15 anni o quasi nella vita di Steve Jobs (1955-2011), l’uomo citato insieme a Bill Gates, come padre dell’imprenditoria informatica del secondo Novecento. La storia raccontata nel biopic di Danny Boyle (ex cattivo ragazzo di “Trainspotting”, consacrato con l’Oscar di “The millionaire”), abbraccia il lasso di tempo che va dalla presentazione del primo Macintosh, nel 1984, al lancio del primo IMac, nel 1988. Una vita raccontata da dietro le quinte, subito prima di tre delle sue celeberrime presentazione dei nuovi modelli: eventi di folla, curati nei minimi dettagli con precisione maniacale e perfezionismo ossessivo. Al centro di tutto lui, Steve Jobs (M. Fassbender), attorniato da collaboratori e dalla sua onnipresente assistente Joanna (K. Winslet). Ne esce il ritratto di un uomo dalle intuizioni grafiche e di design geniali, capace di cogliere la previsione del futuro relativamente ai prodotti dell’informatica (la citazione iniziale del video di Arthur C. Clarke è fortemente evocativa), ma anche dall’orribile piano privato e degli affetti: quasi misantropo, vessatore, arrogante, incapace di fare autocritica e restio a chiedere scusa. Ne fanno le spese le persone intorno a lui, in primis la figli Lisa.

I tre blocchi temporali del film (1984, 1988 e 1988) sono scanditi dagli incontri che Jobs fa, immediatamente prima delle presentazioni dei nuovi prodotti commerciali, con alcuni suoi ex colleghi e collaboratori (John Sculley, Steve Wozniak), sua figlia e la sua ex compagna, oltre che da ricordi e flashback che ricostruiscono gli eventi di collegamento.

Con una sceneggiatura parlatissima (plot del premio Oscar, per “The social network” Aaron Sorkin), fatta di dialoghi serratissimi e affidata a un cast notevole, è il trionfo dell’interpretazione di Fassbender, che dà al suo personaggio la giusta dose di ambiguità, tra fascino del genio e indole crudele. Con lui da citare anche la segreteria tenace di Kate Winslet e l’ex ad Apple di Jeff Daniels.

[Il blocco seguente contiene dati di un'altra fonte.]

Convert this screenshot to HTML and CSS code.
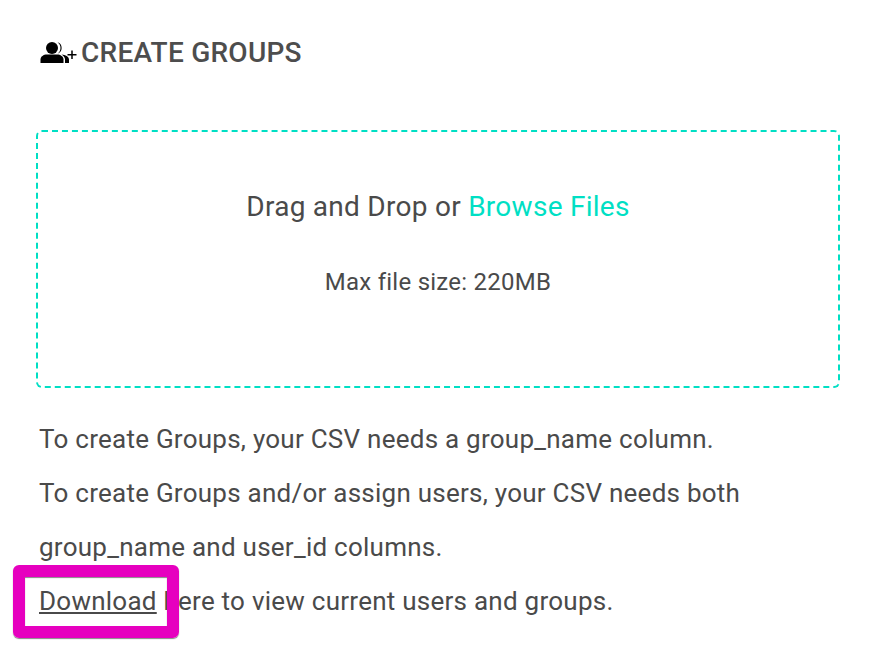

Regia funzionale alla storia, che bracca i personaggi con abilità, musiche ben dosate.

Resta il dubbio, a prescindere dalle capacità straordinarie di Jobs, che Wozniak, suo collaboratore dei primi anni della gioventù, esprime verso la fine della storia: “Si può essere geniali e corretti”. La domanda è legittima, oltre all’affermazione. Jobs, che si autodefinisce colui che “suona l’orchestra”, forse non era interessato a porsi il dilemma. Discutibile quanto si vuole, per la sua indole, le sue scelte o la sua vita, resta uno dei protagonisti indiscussi, nel campo delle conquiste informatiche, come il film di Boyle, senza farne un santino, racconta.